September 28, 2014
USA Discounters, a business that targets service members, has been fined $400,000 by the CFPB for misleading its customers. The CFPB’s action comes less than two months after a joint Washington Post/ Pro Publica report detailed USA Discounters’ collection practices.
The CFPB’s action, described in its press release, concerned USA Discounters’ practice of charging active duty service members a $5 fee to receive protections to which they are already entitled under the Servicemembers Civil Relief Act (SCRA). As described in the Consent Order, fee related to a service supposed to be provided by “SCRA Specialists, LLC”.
The services that “SCRA Specialists, LLC” was supposed to provide included: (a) acting as the service member’s “representative” able to receive notices require by SCRA regarding the contract with USA Discounters; (b) receiving from the service member written notification of any change of address (which SCRA Specialists would then forward to USA Discounters); and (c) obtaining verification of the service members’ active status. The problem is that USA Discounters never sent any notices to SCRA Specialists, SCRA Specialists never performed any “representation” of service members and USA Discounters never performed active duty status checks through SCRA Specialists. The services for the fee were, as the CFPB says, illusory.

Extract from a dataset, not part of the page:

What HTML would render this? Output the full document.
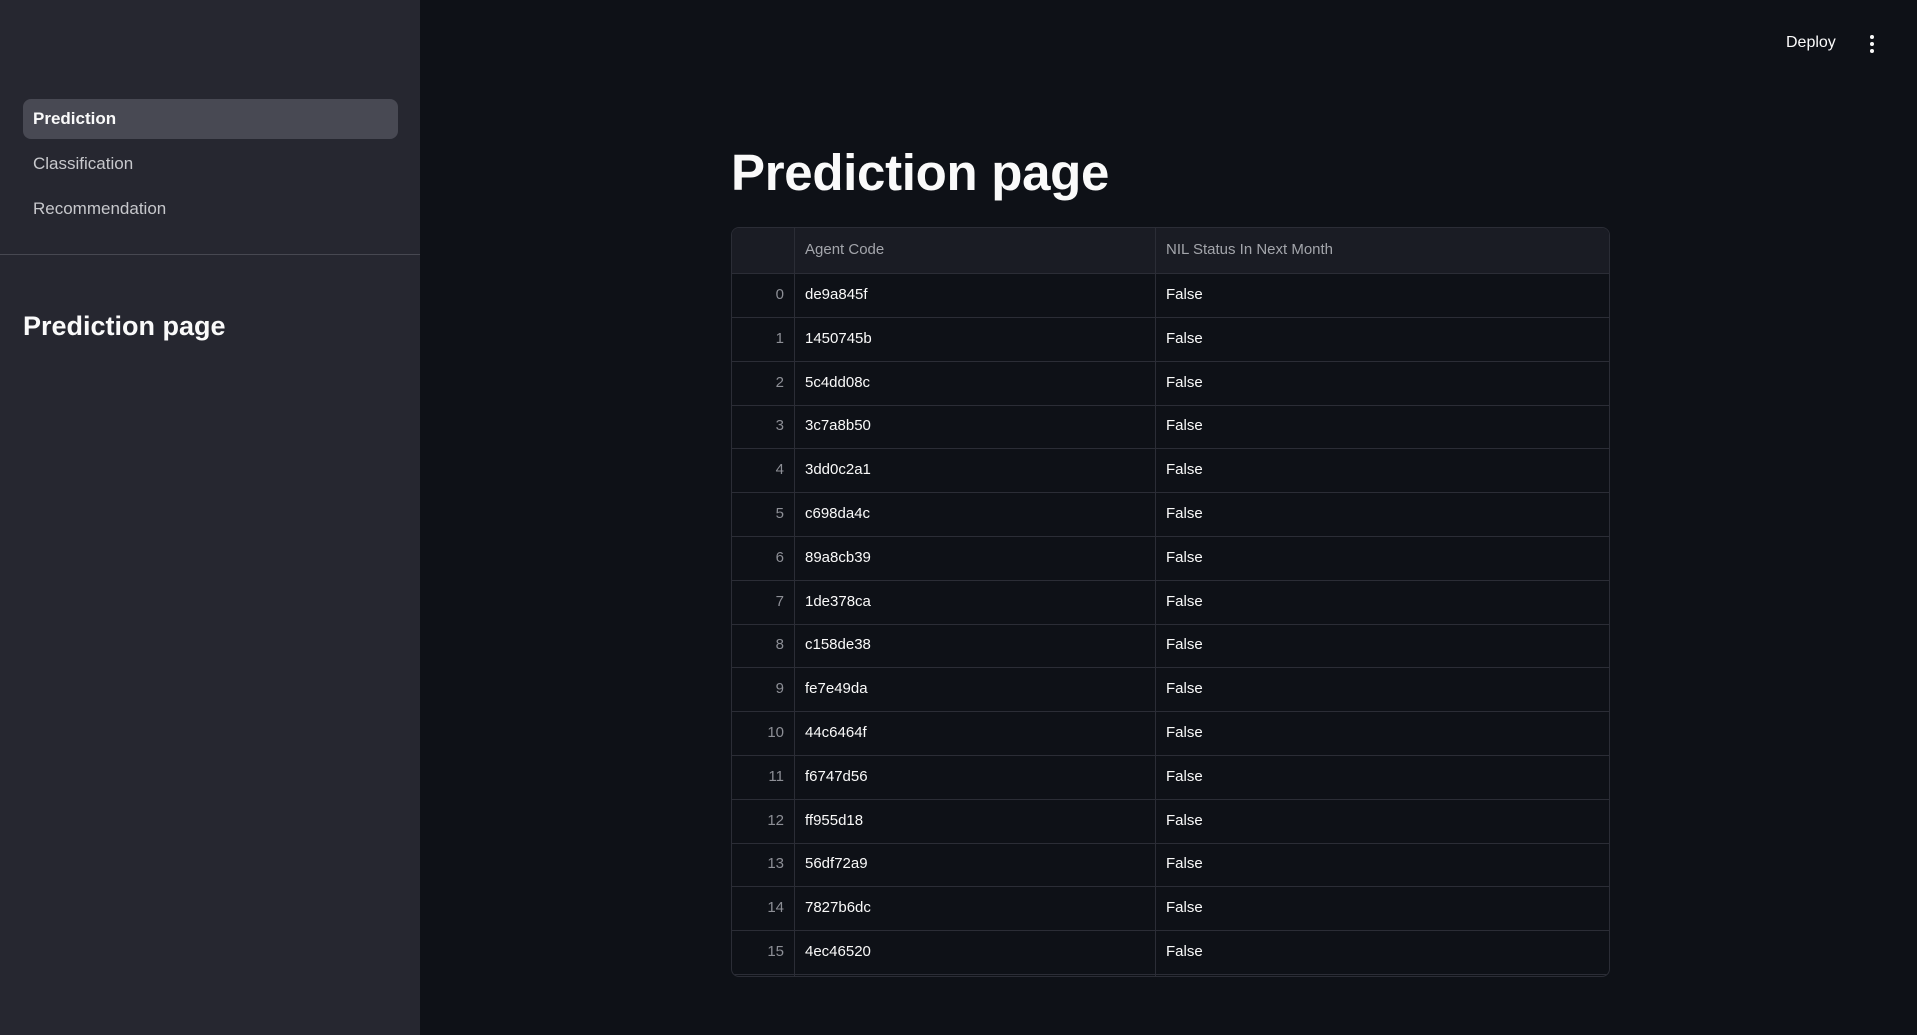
<!DOCTYPE html>
<html><head><meta charset="utf-8"><style>
*{margin:0;padding:0;box-sizing:border-box}
body{width:1917px;height:1035px;background:#0e1117;font-family:"Liberation Sans",sans-serif;color:#fafafa;position:relative;overflow:hidden}
.sb{position:absolute;left:0;top:0;width:420px;height:1035px;background:#262730}
.nav{position:absolute;left:23px;width:375px;height:40px;border-radius:8px;font-size:17px;line-height:40px;padding-left:10px;color:#c7c8cc}
.nav.a{background:#484953;color:#fafafa;font-weight:bold}
.hr{position:absolute;left:0;top:254px;width:420px;height:1px;background:#474851}
.sh{position:absolute;left:23px;top:311px;font-size:27px;font-weight:bold}
.title{position:absolute;left:731px;top:143px;font-size:51px;font-weight:bold;letter-spacing:-0.3px}
.tbl{position:absolute;left:731px;top:227px;width:879px;height:750px;border:1px solid #2b2d36;border-radius:8px;overflow:hidden}
.row{position:absolute;left:0;width:879px;height:44px;border-bottom:1px solid #2b2d36;font-size:15px;line-height:42px}
.hd{background:#1a1c24;color:#a3a5ab;height:46px;line-height:44px}
.c{position:absolute;top:0;height:100%}
.i{left:0;width:63px;text-align:right;padding-right:10px;color:#8d8f96;border-right:1px solid #2b2d36}
.a2{left:63px;width:361px;padding-left:10px;border-right:1px solid #2b2d36}
.b{left:424px;padding-left:10px}
.dep{position:absolute;left:1786px;top:34px;font-size:16px}
.dots{position:absolute;left:1870px;top:35px;width:4px}
.dots i{display:block;width:4px;height:4px;border-radius:2px;background:#fafafa;margin-bottom:3px}
</style></head><body>
<div class="sb">
<div class="nav a" style="top:99px">Prediction</div>
<div class="nav" style="top:144px">Classification</div>
<div class="nav" style="top:189px">Recommendation</div>
<div class="hr"></div>
<div class="sh">Prediction page</div>
</div>
<div class="dep">Deploy</div>
<div class="dots"><i></i><i></i><i></i></div>
<div class="title">Prediction page</div>
<div class="tbl">
<div class="row hd" style="top:0"><div class="c i"></div><div class="c a2">Agent Code</div><div class="c b">NIL Status In Next Month</div></div>
<div class="row" style="top:46px"><div class="c i">0</div><div class="c a2">de9a845f</div><div class="c b">False</div></div>
<div class="row" style="top:89.8px"><div class="c i">1</div><div class="c a2">1450745b</div><div class="c b">False</div></div>
<div class="row" style="top:133.6px"><div class="c i">2</div><div class="c a2">5c4dd08c</div><div class="c b">False</div></div>
<div class="row" style="top:177.4px"><div class="c i">3</div><div class="c a2">3c7a8b50</div><div class="c b">False</div></div>
<div class="row" style="top:221.2px"><div class="c i">4</div><div class="c a2">3dd0c2a1</div><div class="c b">False</div></div>
<div class="row" style="top:265px"><div class="c i">5</div><div class="c a2">c698da4c</div><div class="c b">False</div></div>
<div class="row" style="top:308.8px"><div class="c i">6</div><div class="c a2">89a8cb39</div><div class="c b">False</div></div>
<div class="row" style="top:352.6px"><div class="c i">7</div><div class="c a2">1de378ca</div><div class="c b">False</div></div>
<div class="row" style="top:396.4px"><div class="c i">8</div><div class="c a2">c158de38</div><div class="c b">False</div></div>
<div class="row" style="top:440.2px"><div class="c i">9</div><div class="c a2">fe7e49da</div><div class="c b">False</div></div>
<div class="row" style="top:484px"><div class="c i">10</div><div class="c a2">44c6464f</div><div class="c b">False</div></div>
<div class="row" style="top:527.8px"><div class="c i">11</div><div class="c a2">f6747d56</div><div class="c b">False</div></div>
<div class="row" style="top:571.6px"><div class="c i">12</div><div class="c a2">ff955d18</div><div class="c b">False</div></div>
<div class="row" style="top:615.4px"><div class="c i">13</div><div class="c a2">56df72a9</div><div class="c b">False</div></div>
<div class="row" style="top:659.2px"><div class="c i">14</div><div class="c a2">7827b6dc</div><div class="c b">False</div></div>
<div class="row" style="top:703px"><div class="c i">15</div><div class="c a2">4ec46520</div><div class="c b">False</div></div>
<div class="row" style="top:746.8px"><div class="c i"></div><div class="c a2"></div><div class="c b"></div></div>
</div>
</body></html>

As a result of the consent order, USA Discounters will have to refund $350,000 to customers, pay $50,000 in civil fines and stop charging the bogus fee.
Important though this action is, it does not touch on USA Discounters abuse of the SCRA in collection actions against active duty service members, described in the Washington Post:
Should customers fall behind, the company transforms into an efficient collection operation. And this part of its business takes place not where customers bought their appliances, but in two local courthouses just a short drive from the Company’s Virginia Beach headquarters.
From there, USA Discounters files lawsuits against service members based anywhere in the world
The company justified suing active duty military stationed overseas in Virginia courts, by the fact that, buried elsewhere in USA Discounters contracts, are terms allowing the company to sue service members Virginia. When the services members don’t show up for court, USA Discounters ask for a default judgment.